5 thoughts on “Sneaky Dragon Episode 548”

  1. The most likely representative of Lust in the Hundred Acre Woods is Kanga. She likely had a passionate liaison with an unknown stuffie and the result was Roo.

  2. Hello to the Sneaker Oligarchy!

    I can remember the very moment I wanted to walk out of “Pulp Fiction” but I was with friends, so I stuck with it. It was that god-awful scene with the gimp in the basement, it was so repugnant to me that I’ve never found the urge to rewatch the one Tarantino film that I detest. Also, anything with Jay and Silent Bob in it, I’m not a fan of stoner comedy.

    When you were discussing “Star Trek Discovery” a few weeks ago, there was a scene in Episode 8 of Season 3 that completely removed me from the entire show. The character Adira asks Stamets to use the preferred pronouns when addressing Adira and it just struck me as a shoe-horned in message. It’s not because I’m against the use of pronouns but it just felt forced and obligatory. What’s worse is that this show takes place almost 1000 years in the future which means the discussion and debate of gender pronouns will go on for a millennia, not really a good message for its advocacy or the diverse world of Star Trek.

    I’m afraid I’m not as educated in Stephen King’s stories as you guys are, I’m lacking quite a bit. It seems that anyone with powers in his stories are met with a gruesome ending so I think I’ll be passing on any Shining powers. Does anyone use them to fly or run fast?

    I’ve often thought that if I could had anyone’s super powers from the comics, it would be Crystal Amaquelin from The Inhumans. She can control the elements, so it’s kind of like getting four powers in one! You also get a huge dog friend who can teleport you anywhere! No Shine for me, bathe me in the Terrigen Mists and make me an Inhuman!

    Are you guys watching “The Boys”? It’s such a nice family show, something for everyone. I’m just taking in my double dose of weekly nerdgasms with “Obi-Wan Kenobi” and “Strange New Worlds” for now, excited for where they’ll both lead me. I hope to see Darth just hanging around his digs on Mustafar, maybe going for an evening stroll along the lava pits thinking of how he can punish his former master. Dark Side Goals.

    Ian, how damned beautiful was Pike’s place in Montana? I love it that he was watching “The Day the Earth Stood Still” on his mega television in the background. It’s nice to see TCM will still be around in the 23rd Century. Klaatu, Barrada, Nikto!!

    The bag of Dr Pepper jelly beans was about 10 or 12 ounces if I remember correctly, anyone is welcomed to try to eat that in an hour! All I can send is a used Dr Pepper Red Fusion sticker from 2002, remember that abomination?

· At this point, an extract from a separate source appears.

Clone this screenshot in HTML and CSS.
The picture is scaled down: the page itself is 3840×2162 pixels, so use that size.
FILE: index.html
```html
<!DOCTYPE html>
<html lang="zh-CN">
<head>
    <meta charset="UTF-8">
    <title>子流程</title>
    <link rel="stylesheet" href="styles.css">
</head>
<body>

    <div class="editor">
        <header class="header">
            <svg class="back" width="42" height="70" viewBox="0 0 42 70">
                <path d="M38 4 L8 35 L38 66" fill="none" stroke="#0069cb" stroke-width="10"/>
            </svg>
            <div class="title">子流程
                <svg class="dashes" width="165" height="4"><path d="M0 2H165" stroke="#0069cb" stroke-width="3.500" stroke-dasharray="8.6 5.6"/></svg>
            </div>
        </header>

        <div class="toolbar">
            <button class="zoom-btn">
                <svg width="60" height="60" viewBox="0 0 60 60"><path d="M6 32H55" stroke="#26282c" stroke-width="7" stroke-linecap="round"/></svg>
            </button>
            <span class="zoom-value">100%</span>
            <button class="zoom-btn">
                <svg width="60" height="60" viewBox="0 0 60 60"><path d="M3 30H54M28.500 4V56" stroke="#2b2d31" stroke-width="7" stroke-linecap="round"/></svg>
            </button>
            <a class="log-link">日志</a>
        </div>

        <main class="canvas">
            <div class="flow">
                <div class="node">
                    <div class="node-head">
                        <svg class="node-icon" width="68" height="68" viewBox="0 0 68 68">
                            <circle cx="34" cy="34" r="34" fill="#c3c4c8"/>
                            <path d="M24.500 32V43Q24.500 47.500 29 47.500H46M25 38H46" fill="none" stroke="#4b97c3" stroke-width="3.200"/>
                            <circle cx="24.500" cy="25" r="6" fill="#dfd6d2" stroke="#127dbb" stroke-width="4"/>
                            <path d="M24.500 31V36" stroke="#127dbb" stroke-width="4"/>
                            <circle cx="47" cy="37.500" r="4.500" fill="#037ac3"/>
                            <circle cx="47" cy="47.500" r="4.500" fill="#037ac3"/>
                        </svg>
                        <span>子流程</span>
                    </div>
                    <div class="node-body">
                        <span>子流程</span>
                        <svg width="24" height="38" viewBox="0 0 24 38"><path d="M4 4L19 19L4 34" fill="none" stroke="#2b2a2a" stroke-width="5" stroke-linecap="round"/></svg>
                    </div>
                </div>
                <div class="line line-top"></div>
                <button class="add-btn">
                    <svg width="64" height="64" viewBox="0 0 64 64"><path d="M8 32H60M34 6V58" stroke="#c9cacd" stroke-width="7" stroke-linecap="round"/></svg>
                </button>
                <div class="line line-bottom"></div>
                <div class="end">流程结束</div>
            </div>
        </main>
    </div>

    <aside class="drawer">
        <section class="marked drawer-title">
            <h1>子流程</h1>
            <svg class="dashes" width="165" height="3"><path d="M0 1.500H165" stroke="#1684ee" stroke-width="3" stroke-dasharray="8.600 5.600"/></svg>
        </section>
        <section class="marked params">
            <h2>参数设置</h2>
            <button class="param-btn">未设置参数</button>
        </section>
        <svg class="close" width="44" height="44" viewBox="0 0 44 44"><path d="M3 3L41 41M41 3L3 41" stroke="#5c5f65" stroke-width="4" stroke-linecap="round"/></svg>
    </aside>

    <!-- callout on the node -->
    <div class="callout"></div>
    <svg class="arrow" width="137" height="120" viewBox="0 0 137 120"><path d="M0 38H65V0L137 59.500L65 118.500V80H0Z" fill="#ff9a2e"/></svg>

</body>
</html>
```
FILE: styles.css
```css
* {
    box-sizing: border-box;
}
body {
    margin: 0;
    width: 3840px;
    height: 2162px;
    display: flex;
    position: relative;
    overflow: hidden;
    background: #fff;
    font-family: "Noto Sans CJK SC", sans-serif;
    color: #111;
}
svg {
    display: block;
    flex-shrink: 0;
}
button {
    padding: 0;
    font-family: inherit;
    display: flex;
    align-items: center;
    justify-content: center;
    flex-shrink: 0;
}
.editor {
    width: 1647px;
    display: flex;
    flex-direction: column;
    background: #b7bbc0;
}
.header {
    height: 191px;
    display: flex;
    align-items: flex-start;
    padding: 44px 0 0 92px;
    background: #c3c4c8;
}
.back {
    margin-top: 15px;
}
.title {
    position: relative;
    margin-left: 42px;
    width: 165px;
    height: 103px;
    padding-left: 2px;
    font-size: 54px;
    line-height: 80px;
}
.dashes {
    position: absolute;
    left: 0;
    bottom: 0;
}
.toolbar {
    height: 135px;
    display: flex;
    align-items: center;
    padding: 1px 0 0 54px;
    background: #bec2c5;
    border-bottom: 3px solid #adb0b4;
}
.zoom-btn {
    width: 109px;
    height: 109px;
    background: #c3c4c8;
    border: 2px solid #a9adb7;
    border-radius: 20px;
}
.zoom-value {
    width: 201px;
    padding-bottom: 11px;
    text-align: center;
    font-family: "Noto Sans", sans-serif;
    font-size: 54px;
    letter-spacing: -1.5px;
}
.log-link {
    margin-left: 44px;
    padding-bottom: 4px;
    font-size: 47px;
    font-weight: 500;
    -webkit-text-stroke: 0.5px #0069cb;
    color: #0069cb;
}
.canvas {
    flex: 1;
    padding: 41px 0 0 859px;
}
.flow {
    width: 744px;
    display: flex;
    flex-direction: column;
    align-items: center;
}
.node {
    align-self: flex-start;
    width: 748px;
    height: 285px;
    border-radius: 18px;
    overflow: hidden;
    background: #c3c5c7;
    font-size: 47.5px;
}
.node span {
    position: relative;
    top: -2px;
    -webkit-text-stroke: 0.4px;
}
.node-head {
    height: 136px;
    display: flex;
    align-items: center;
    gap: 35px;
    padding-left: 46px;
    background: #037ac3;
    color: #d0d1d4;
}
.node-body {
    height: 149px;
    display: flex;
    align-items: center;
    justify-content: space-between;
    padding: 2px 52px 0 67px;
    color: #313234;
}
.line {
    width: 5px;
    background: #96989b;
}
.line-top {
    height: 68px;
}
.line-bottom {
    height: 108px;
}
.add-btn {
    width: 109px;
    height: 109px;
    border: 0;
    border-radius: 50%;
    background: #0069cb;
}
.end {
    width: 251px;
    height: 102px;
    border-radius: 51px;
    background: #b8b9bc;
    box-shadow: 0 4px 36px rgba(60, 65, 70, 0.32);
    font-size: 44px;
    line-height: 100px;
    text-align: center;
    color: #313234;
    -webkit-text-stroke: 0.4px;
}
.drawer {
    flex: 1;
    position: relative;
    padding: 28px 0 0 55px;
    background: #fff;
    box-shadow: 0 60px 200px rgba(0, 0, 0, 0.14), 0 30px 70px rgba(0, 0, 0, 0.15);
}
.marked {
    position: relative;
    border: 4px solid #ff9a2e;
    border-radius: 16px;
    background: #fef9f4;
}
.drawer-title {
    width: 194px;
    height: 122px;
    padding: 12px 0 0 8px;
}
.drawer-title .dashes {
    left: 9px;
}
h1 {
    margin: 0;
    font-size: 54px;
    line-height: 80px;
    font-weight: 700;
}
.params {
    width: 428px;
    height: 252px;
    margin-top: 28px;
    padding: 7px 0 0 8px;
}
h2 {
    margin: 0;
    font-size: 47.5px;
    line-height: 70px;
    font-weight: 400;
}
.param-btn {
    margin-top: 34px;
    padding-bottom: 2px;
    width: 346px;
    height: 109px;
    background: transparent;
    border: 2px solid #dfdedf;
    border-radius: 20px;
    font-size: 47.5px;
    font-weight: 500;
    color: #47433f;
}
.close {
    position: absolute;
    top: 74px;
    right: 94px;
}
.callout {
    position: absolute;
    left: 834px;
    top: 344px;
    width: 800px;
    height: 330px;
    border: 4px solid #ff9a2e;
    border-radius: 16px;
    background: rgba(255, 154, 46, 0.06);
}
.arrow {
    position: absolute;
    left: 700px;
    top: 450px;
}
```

    https://the-soda.fandom.com/wiki/Dr_Pepper_Red_Fusion

    Good night gentlemen and all the Sneakers at Sea…have a pleasant tomorrow!

  3. Hello Hello–

    I’ve never nope’d out of a movie based on subject matter. The closest I’ve ever come is “that scene” in Lars Von Trier’s “AntiChrist.” I don’t know if I could watch it again. Great and terrifying movie, though.

    I would take The Shining power. However, I’ve always wished for the power to stop time. Someone robbing you? Stop time. Tie them up. Start time again. Robber be like, “Whaaaaa?” Forgot that report due at work in ten minutes? Stop time. Write the report. Start time again.

    Take care, All.
    Cheers!

    1. Edward Draganski

      The time powers are very cool! Remember the character Hiro on the NBC Series “Heroes” back in the mid-to-late 2000’s? His powers are defined by their Wiki page as Space-Time Manipulation…not a bad idea for a super power.

  4. Good evening / good next week youse guys, depending on which side of the recording cutoff this note lands:

    On things that take me out of a movie:

    Two of the first films I saw as a kid spring to mind – The first is the weird line early on in Ghostbusters where Peter Venkman asks if the librarian is menstruating. I suppose this is meant to be funny, as it’s joke shaped, but it ain’t, and neither does it serve any purpose, since we already know that Venkman is a creep. The other obvious one is that damned jeep in Back to the Future, a venal bauble which undercuts the true goal of the film – of restoring Marty’s family.

    Not in quite the same area, but the pet peeve that takes me out of a movie is how characters with glasses deal with them. Movie glasses are either a fashion accessory that gets ditched as soon as the action picks up (X files) or so indispensable that their wearer is literally blind without them (Scooby Doo). A few films make good use of glasses – particularly Stewart Gordon’s ‘Dagon’, in which the protagonist’s specs are constantly getting fogged up and flecked with rain, hampering his progress.

    Talk of Lovecraftian horror reminds me of a recent show that blew it for me – Archive 81 on Netflix. This was one of those stories in which the protagonist fails to pick up on obvious weirdness, then once bad stuff starts happening hangs around way too long than is reasonable, whilst the baddies hold off their attack in order to string the plot out over more episodes than the drama can sustain.